Cette souveraineté des arrêts des cours impériales n'exclut donc pas toute espèce, toute possibilité de moyens d'attaque, et l'art. 7, qui a spécialement en vue la voie du recours en cassation, renferme d'ailleurs dans la généralité de ses termes une autre voie, savoir, la requête civile. Ainsi, au nombre des voies extraordinaires pour attaquer, soit les jugements en dernier ressort des tribunaux d'arrondissements, soit les arrêts souverains, nous avons d'abord la requête civile, qui fait l'objet du titre II du livre IV; ensuite le recours en cassation organisé par des lois spéciales auxquelles le Code de procédure se réfère tacitement, et dont nous parlerons plus tard (V. no 762 et suiv.). Voilà les deux voies extraordinaires que la loi ouvre incontestablement aux parties pour attaquer les arrêts des cours impériales.

* Nous rangerons encore avec la loi, parmi les voies extraordinaires pour attaquer les jugements, la prise à partie dont il est question dans le titre III de ce livre. Mais cette classification est loin d'être admise par tous les auteurs (V. l'art. 516 et son explication no 761) *.
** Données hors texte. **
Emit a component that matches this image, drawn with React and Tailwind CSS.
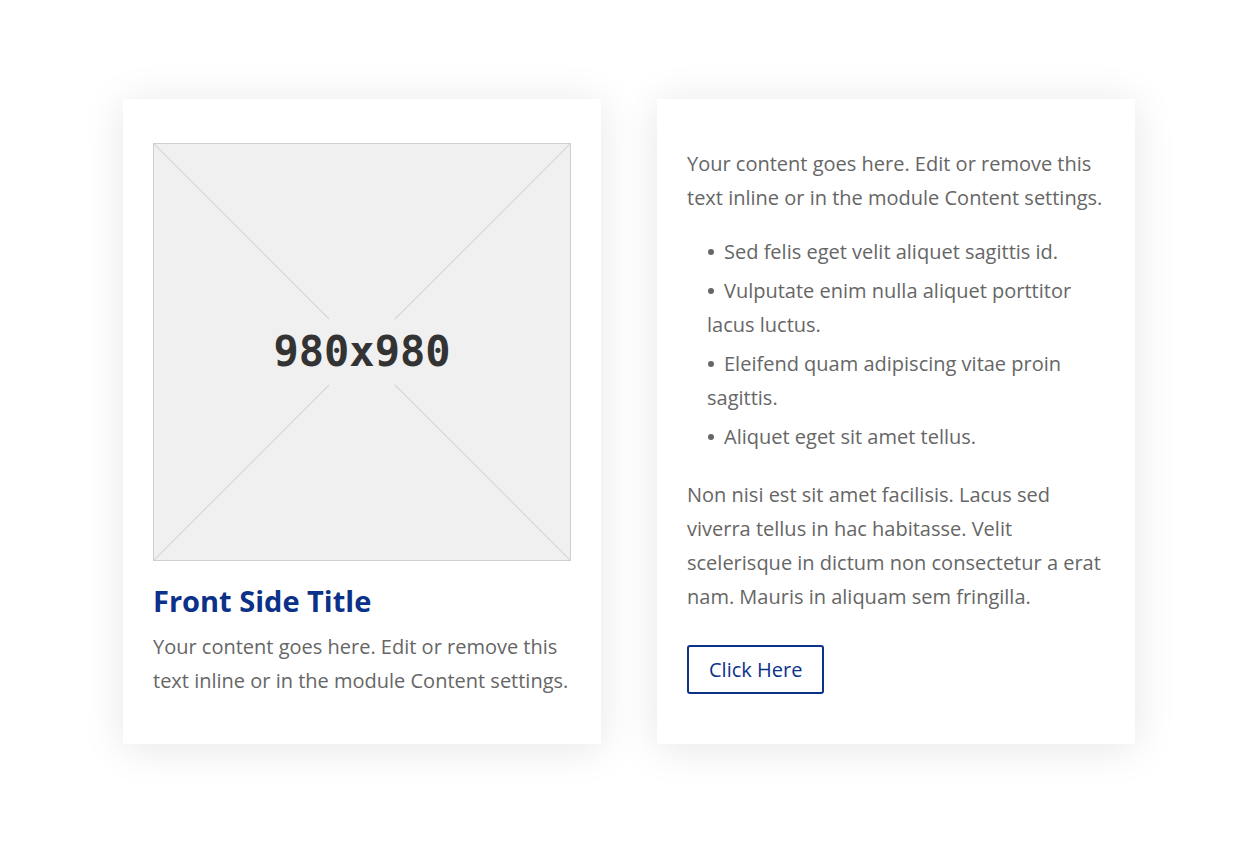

Quant à la tierce opposition, la première des voies extraordinaires que nous indique le livre IV, elle mérite sans doute ce nom à quelques égards, mais non pas à tous égards. En effet, dans la requête civile, dans le pourvoi en cassation, l'emploi de l'une de ces deux voies, lorsqu'il réussit, fait tomber par la rétractation ou par la cassation le jugement ou l'arrêt ainsi attaqué, il le fait tomber pleinement, de manière qu'il faudra procéder par instance nouvelle, entamer un débat nouveau. Au contraire, la tierce opposition n'a pas pleinement, n'a pas complétement ce résultat; la tierce opposition, lors même qu'elle réussit, ne met point au néant le jugement ou arrêt contre lequel elle a été formée. Ainsi, entre les deux parties qui ont figuré dans l'instance, le jugement ou arrêt attaqué par la tierce opposition n'en garde pas moins la plénitude de son autorité; seulement, une atteinte y est portée, une modification s'y opère, en faveur de tiers étrangers à l'instance, auxquels seuls appartient le droit de former tierce opposition.

TITRE I

DE LA TIERCE OPPOSITION.

720. Qu'est-ce que la tierce opposition? quelle est la nature, quel est le but de cette voie de recours?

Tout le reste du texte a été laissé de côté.